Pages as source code

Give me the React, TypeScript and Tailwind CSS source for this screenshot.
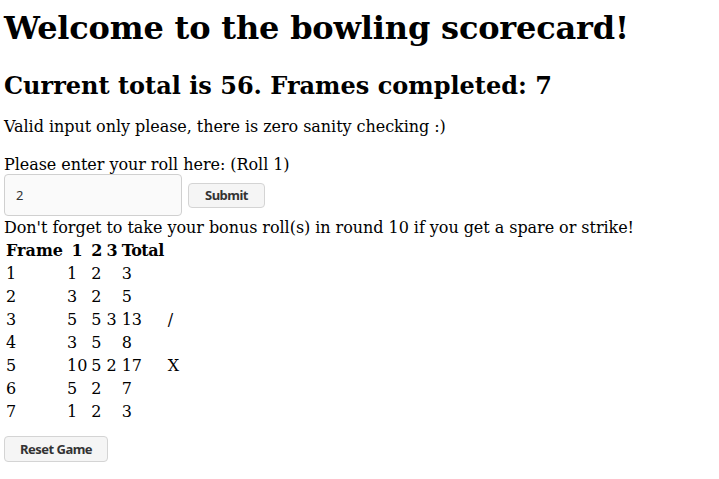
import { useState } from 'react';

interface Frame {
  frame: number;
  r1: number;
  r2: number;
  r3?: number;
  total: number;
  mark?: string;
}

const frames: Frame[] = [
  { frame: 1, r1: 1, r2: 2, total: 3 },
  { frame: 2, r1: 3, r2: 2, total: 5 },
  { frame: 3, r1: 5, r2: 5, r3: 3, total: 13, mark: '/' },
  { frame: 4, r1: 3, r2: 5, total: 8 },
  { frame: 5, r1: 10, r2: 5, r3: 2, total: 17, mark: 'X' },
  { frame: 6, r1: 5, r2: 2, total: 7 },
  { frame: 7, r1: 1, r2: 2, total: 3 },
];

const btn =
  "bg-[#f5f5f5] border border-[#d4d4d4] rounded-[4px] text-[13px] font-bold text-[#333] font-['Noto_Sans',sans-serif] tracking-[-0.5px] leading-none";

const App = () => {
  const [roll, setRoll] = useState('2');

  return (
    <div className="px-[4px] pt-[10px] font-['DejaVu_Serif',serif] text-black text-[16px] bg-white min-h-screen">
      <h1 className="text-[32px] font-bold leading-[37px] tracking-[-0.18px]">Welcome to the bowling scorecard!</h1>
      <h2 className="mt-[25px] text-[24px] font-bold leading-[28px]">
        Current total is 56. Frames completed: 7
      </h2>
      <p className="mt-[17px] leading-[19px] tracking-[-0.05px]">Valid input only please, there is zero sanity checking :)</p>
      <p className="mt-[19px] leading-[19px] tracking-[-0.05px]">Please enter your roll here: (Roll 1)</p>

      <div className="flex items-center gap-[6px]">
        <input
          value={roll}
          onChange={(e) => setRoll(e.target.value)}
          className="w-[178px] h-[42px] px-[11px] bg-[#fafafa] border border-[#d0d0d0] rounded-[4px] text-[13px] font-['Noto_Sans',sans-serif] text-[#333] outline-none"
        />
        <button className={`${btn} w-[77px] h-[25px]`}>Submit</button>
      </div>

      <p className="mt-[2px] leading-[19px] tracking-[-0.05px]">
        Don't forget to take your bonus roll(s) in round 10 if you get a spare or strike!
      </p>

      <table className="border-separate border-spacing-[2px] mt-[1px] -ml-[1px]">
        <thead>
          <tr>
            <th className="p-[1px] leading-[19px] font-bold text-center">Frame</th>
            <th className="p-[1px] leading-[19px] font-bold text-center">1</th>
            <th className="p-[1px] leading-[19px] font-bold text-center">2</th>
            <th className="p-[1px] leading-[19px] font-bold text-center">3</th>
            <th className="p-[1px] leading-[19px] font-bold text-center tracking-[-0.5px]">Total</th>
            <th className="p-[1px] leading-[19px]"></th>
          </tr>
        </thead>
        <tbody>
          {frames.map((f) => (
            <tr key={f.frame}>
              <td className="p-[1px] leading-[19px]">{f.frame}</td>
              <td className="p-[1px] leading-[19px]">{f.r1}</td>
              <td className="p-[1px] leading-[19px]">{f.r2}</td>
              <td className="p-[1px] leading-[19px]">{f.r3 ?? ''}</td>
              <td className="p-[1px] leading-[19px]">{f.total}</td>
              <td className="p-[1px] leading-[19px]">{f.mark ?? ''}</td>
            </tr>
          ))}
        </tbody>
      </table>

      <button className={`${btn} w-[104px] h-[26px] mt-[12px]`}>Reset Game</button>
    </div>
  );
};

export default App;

---

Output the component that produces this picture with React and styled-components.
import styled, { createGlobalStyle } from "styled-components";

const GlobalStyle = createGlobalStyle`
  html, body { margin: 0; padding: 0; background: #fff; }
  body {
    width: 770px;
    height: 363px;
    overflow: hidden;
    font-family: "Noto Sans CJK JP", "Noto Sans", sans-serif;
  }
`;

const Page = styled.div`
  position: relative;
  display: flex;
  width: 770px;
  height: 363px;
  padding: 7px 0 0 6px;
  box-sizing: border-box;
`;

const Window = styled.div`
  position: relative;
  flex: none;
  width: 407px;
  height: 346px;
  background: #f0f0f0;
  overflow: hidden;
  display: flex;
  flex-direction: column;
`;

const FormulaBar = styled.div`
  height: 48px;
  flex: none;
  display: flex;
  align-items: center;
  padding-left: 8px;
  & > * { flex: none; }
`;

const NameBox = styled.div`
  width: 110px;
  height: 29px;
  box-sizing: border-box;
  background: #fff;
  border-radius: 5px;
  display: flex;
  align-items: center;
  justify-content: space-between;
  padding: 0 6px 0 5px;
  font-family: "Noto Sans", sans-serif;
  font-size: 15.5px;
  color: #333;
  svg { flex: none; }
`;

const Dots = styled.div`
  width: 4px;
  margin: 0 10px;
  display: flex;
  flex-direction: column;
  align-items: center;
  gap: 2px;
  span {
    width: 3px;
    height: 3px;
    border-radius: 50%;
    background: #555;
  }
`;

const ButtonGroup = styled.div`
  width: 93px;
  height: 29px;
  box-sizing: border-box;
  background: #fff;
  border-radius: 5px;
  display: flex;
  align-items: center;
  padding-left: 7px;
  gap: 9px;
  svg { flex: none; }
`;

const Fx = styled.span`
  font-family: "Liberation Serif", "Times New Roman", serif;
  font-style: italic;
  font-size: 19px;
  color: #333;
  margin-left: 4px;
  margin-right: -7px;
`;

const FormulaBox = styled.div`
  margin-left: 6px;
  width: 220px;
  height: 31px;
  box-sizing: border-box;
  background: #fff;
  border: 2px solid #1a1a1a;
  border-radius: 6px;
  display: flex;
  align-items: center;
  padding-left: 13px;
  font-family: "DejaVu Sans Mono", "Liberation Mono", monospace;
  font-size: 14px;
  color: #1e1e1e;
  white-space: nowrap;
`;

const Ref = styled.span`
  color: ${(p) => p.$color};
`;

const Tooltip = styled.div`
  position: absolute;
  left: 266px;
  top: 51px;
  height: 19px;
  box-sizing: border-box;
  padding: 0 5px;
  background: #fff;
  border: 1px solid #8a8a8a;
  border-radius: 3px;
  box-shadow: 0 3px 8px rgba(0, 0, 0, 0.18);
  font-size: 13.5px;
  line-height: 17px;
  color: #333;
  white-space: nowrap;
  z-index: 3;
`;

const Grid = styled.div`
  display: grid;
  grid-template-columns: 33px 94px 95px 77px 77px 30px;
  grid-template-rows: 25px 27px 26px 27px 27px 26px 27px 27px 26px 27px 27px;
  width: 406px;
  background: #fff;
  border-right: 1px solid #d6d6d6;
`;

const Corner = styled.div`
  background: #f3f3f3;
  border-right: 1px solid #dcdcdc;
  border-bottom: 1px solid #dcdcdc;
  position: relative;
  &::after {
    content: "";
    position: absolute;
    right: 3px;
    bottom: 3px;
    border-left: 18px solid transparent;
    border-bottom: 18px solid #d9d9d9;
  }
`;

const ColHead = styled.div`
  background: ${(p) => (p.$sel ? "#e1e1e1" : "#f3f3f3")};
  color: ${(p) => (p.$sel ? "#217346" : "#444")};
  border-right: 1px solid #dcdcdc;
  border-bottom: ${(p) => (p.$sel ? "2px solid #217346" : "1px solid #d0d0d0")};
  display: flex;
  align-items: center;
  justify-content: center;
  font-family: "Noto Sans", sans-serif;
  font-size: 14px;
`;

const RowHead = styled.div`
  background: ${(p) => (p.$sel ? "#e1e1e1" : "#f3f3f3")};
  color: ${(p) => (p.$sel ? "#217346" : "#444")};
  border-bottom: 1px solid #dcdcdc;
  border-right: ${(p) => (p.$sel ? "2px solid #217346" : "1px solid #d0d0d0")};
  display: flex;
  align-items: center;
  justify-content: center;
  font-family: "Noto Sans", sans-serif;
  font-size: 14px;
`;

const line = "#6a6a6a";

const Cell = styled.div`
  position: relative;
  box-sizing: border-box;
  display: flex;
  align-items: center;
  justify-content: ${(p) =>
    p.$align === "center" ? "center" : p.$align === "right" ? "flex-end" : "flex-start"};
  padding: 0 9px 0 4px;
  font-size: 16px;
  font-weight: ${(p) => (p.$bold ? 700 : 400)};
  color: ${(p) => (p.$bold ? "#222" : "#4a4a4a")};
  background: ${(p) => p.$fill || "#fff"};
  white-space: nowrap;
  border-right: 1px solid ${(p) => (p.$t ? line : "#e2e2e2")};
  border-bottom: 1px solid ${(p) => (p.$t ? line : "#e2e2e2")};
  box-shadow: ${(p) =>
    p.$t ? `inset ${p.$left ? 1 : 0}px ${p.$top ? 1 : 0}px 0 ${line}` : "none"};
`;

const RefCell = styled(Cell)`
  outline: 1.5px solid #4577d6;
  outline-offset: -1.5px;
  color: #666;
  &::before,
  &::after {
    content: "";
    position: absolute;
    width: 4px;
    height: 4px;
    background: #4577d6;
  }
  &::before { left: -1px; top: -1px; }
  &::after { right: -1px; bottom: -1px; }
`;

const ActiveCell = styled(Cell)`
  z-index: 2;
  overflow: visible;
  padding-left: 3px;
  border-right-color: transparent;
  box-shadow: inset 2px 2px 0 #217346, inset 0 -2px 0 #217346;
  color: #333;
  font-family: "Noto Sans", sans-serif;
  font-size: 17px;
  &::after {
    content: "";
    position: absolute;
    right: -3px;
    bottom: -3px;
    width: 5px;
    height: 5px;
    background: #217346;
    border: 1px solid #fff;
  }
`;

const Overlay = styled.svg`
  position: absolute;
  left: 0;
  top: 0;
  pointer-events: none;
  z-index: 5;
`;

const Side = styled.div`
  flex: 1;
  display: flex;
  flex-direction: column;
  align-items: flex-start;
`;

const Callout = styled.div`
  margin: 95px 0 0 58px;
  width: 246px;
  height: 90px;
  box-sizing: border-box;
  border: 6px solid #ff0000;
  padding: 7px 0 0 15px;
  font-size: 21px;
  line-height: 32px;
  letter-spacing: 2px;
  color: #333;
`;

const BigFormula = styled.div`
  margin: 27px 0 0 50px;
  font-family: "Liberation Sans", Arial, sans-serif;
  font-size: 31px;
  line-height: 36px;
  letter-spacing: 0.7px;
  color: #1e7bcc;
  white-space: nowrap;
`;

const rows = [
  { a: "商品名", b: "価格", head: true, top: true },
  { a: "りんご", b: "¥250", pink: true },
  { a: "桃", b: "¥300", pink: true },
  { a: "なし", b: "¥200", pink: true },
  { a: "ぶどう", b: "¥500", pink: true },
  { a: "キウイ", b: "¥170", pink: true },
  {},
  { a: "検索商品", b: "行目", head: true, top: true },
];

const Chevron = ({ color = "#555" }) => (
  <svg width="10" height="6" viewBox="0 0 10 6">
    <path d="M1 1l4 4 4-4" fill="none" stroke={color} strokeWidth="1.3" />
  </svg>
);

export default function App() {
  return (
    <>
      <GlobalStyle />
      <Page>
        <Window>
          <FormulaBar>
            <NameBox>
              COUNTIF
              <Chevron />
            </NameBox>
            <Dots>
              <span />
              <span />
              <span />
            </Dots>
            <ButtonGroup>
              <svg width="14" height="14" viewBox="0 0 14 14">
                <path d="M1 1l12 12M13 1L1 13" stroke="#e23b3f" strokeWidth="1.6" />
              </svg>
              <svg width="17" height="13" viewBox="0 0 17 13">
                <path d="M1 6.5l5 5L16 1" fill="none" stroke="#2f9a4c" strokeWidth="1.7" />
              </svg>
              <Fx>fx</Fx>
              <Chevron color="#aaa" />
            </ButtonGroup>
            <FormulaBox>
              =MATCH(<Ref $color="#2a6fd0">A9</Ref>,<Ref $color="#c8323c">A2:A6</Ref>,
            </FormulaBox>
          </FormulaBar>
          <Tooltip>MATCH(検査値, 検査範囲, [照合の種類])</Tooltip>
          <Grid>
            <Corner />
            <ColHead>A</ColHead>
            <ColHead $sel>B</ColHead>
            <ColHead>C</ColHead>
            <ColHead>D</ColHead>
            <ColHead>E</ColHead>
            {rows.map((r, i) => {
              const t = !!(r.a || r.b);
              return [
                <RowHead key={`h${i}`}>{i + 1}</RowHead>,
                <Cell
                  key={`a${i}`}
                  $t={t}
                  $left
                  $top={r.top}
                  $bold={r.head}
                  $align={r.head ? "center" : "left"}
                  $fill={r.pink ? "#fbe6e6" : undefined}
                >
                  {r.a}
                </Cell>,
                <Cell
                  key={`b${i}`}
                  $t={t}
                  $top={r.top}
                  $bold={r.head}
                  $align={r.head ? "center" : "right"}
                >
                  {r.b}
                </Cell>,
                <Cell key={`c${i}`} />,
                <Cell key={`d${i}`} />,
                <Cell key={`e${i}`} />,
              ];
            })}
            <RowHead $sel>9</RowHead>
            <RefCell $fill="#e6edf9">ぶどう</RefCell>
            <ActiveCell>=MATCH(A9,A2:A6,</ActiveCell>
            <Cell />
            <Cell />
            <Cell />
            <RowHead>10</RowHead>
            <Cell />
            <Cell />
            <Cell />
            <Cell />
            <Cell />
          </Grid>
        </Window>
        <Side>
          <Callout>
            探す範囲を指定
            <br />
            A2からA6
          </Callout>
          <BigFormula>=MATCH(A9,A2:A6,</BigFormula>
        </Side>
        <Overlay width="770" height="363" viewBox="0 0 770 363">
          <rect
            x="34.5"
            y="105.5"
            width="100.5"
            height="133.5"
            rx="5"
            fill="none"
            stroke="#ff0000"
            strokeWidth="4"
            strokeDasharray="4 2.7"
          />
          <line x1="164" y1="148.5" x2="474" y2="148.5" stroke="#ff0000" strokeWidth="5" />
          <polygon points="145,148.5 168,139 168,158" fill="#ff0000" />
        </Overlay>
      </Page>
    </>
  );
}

◆ STATED PROBLEM
Up in the listing, locate the line with "Give me the"; print it and every line after it down to the line with "const [roll, setRoll] = useState('2');", which is included too. Skip the pictures.

◆ COMPLETE OUTPUT
Give me the React, TypeScript and Tailwind CSS source for this screenshot.
import { useState } from 'react';

interface Frame {
  frame: number;
  r1: number;
  r2: number;
  r3?: number;
  total: number;
  mark?: string;
}

const frames: Frame[] = [
  { frame: 1, r1: 1, r2: 2, total: 3 },
  { frame: 2, r1: 3, r2: 2, total: 5 },
  { frame: 3, r1: 5, r2: 5, r3: 3, total: 13, mark: '/' },
  { frame: 4, r1: 3, r2: 5, total: 8 },
  { frame: 5, r1: 10, r2: 5, r3: 2, total: 17, mark: 'X' },
  { frame: 6, r1: 5, r2: 2, total: 7 },
  { frame: 7, r1: 1, r2: 2, total: 3 },
];

const btn =
  "bg-[#f5f5f5] border border-[#d4d4d4] rounded-[4px] text-[13px] font-bold text-[#333] font-['Noto_Sans',sans-serif] tracking-[-0.5px] leading-none";

const App = () => {
  const [roll, setRoll] = useState('2');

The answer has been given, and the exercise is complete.